WHAT YOU SHOULD DO: Return all of the data exactly, with nothing left out but the pictures.

PROVIDED MATERIAL:
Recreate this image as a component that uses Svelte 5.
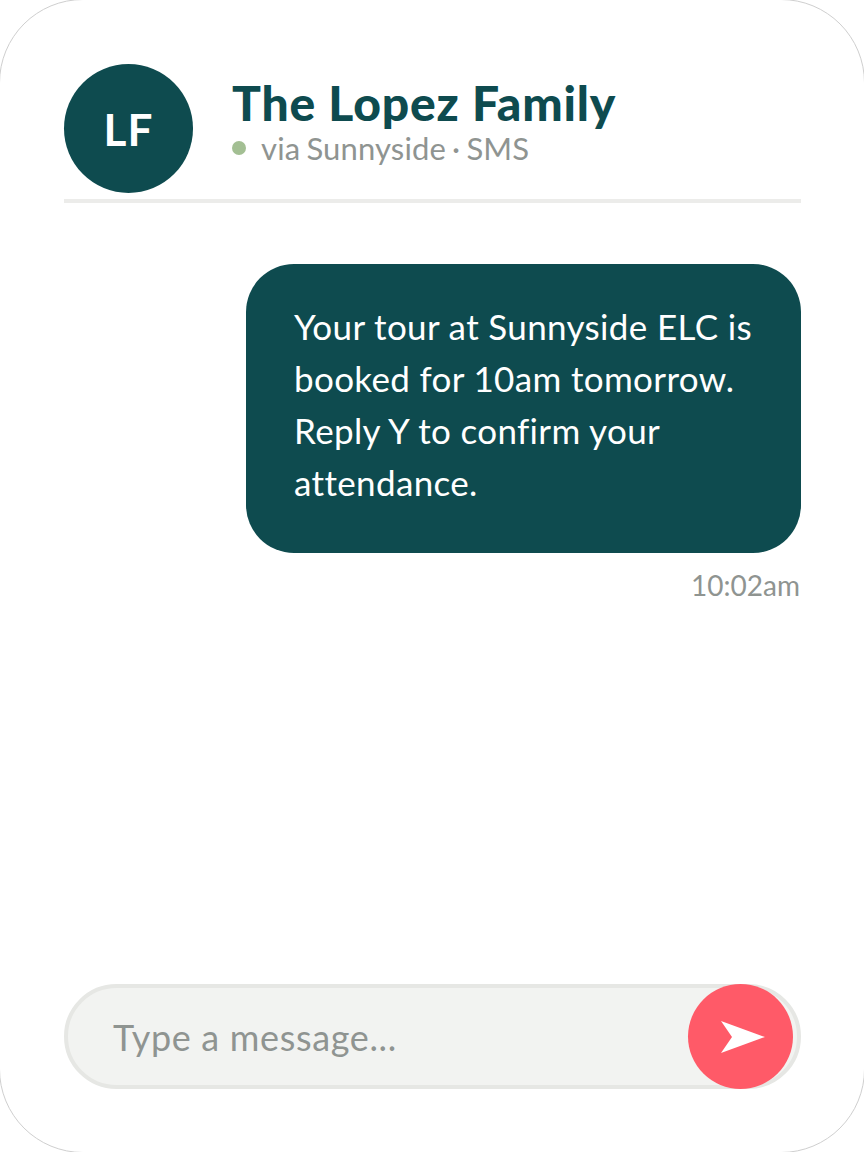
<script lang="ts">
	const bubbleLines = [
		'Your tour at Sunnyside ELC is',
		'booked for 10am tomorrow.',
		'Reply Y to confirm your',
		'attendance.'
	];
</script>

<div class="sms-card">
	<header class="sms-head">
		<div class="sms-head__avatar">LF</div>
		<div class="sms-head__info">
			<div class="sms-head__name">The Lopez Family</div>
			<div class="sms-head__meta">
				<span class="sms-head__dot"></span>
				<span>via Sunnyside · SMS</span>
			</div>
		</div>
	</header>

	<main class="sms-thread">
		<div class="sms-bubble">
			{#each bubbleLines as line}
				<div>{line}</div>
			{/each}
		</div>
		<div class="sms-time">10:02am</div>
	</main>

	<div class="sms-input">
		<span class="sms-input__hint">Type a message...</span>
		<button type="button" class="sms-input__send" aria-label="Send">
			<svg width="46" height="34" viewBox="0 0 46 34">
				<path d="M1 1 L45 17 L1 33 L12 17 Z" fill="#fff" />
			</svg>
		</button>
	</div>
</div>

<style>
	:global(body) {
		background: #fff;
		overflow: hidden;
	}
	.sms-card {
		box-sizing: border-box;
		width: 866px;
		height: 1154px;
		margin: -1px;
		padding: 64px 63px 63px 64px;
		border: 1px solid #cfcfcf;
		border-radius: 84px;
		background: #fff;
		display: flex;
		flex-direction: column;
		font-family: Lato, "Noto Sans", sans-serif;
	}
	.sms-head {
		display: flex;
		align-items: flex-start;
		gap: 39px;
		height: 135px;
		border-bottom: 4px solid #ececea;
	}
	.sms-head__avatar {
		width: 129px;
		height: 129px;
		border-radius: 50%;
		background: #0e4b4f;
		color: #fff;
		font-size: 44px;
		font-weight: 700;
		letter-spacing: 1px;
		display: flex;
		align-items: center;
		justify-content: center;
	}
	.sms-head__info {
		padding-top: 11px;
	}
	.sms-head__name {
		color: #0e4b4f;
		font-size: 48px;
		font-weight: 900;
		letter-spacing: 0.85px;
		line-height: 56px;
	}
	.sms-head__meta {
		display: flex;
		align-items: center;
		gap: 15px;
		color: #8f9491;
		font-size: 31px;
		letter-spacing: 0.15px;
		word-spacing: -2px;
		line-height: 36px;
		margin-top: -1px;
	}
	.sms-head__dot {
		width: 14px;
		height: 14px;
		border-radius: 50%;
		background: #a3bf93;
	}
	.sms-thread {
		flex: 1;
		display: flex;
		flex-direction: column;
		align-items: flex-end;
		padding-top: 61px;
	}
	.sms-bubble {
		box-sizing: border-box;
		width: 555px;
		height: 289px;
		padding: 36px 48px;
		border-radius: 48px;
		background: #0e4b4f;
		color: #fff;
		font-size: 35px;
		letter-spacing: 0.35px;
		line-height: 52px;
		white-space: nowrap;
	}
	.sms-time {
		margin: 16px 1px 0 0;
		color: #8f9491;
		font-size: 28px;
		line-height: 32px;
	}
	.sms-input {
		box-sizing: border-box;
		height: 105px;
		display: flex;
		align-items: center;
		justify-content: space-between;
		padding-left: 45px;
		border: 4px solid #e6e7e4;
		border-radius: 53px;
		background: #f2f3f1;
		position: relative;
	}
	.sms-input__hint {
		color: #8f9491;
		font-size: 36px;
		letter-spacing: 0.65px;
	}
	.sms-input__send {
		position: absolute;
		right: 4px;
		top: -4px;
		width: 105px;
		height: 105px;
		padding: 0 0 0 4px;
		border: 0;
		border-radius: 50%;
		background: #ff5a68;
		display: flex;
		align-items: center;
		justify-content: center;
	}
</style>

THE OUTPUT:
Recreate this image as a component that uses Svelte 5.
<script lang="ts">
	const bubbleLines = [
		'Your tour at Sunnyside ELC is',
		'booked for 10am tomorrow.',
		'Reply Y to confirm your',
		'attendance.'
	];
</script>

<div class="sms-card">
	<header class="sms-head">
		<div class="sms-head__avatar">LF</div>
		<div class="sms-head__info">
			<div class="sms-head__name">The Lopez Family</div>
			<div class="sms-head__meta">
				<span class="sms-head__dot"></span>
				<span>via Sunnyside · SMS</span>
			</div>
		</div>
	</header>

	<main class="sms-thread">
		<div class="sms-bubble">
			{#each bubbleLines as line}
				<div>{line}</div>
			{/each}
		</div>
		<div class="sms-time">10:02am</div>
	</main>

	<div class="sms-input">
		<span class="sms-input__hint">Type a message...</span>
		<button type="button" class="sms-input__send" aria-label="Send">
			<svg width="46" height="34" viewBox="0 0 46 34">
				<path d="M1 1 L45 17 L1 33 L12 17 Z" fill="#fff" />
			</svg>
		</button>
	</div>
</div>

<style>
	:global(body) {
		background: #fff;
		overflow: hidden;
	}
	.sms-card {
		box-sizing: border-box;
		width: 866px;
		height: 1154px;
		margin: -1px;
		padding: 64px 63px 63px 64px;
		border: 1px solid #cfcfcf;
		border-radius: 84px;
		background: #fff;
		display: flex;
		flex-direction: column;
		font-family: Lato, "Noto Sans", sans-serif;
	}
	.sms-head {
		display: flex;
		align-items: flex-start;
		gap: 39px;
		height: 135px;
		border-bottom: 4px solid #ececea;
	}
	.sms-head__avatar {
		width: 129px;
		height: 129px;
		border-radius: 50%;
		background: #0e4b4f;
		color: #fff;
		font-size: 44px;
		font-weight: 700;
		letter-spacing: 1px;
		display: flex;
		align-items: center;
		justify-content: center;
	}
	.sms-head__info {
		padding-top: 11px;
	}
	.sms-head__name {
		color: #0e4b4f;
		font-size: 48px;
		font-weight: 900;
		letter-spacing: 0.85px;
		line-height: 56px;
	}
	.sms-head__meta {
		display: flex;
		align-items: center;
		gap: 15px;
		color: #8f9491;
		font-size: 31px;
		letter-spacing: 0.15px;
		word-spacing: -2px;
		line-height: 36px;
		margin-top: -1px;
	}
	.sms-head__dot {
		width: 14px;
		height: 14px;
		border-radius: 50%;
		background: #a3bf93;
	}
	.sms-thread {
		flex: 1;
		display: flex;
		flex-direction: column;
		align-items: flex-end;
		padding-top: 61px;
	}
	.sms-bubble {
		box-sizing: border-box;
		width: 555px;
		height: 289px;
		padding: 36px 48px;
		border-radius: 48px;
		background: #0e4b4f;
		color: #fff;
		font-size: 35px;
		letter-spacing: 0.35px;
		line-height: 52px;
		white-space: nowrap;
	}
	.sms-time {
		margin: 16px 1px 0 0;
		color: #8f9491;
		font-size: 28px;
		line-height: 32px;
	}
	.sms-input {
		box-sizing: border-box;
		height: 105px;
		display: flex;
		align-items: center;
		justify-content: space-between;
		padding-left: 45px;
		border: 4px solid #e6e7e4;
		border-radius: 53px;
		background: #f2f3f1;
		position: relative;
	}
	.sms-input__hint {
		color: #8f9491;
		font-size: 36px;
		letter-spacing: 0.65px;
	}
	.sms-input__send {
		position: absolute;
		right: 4px;
		top: -4px;
		width: 105px;
		height: 105px;
		padding: 0 0 0 4px;
		border: 0;
		border-radius: 50%;
		background: #ff5a68;
		display: flex;
		align-items: center;
		justify-content: center;
	}
</style>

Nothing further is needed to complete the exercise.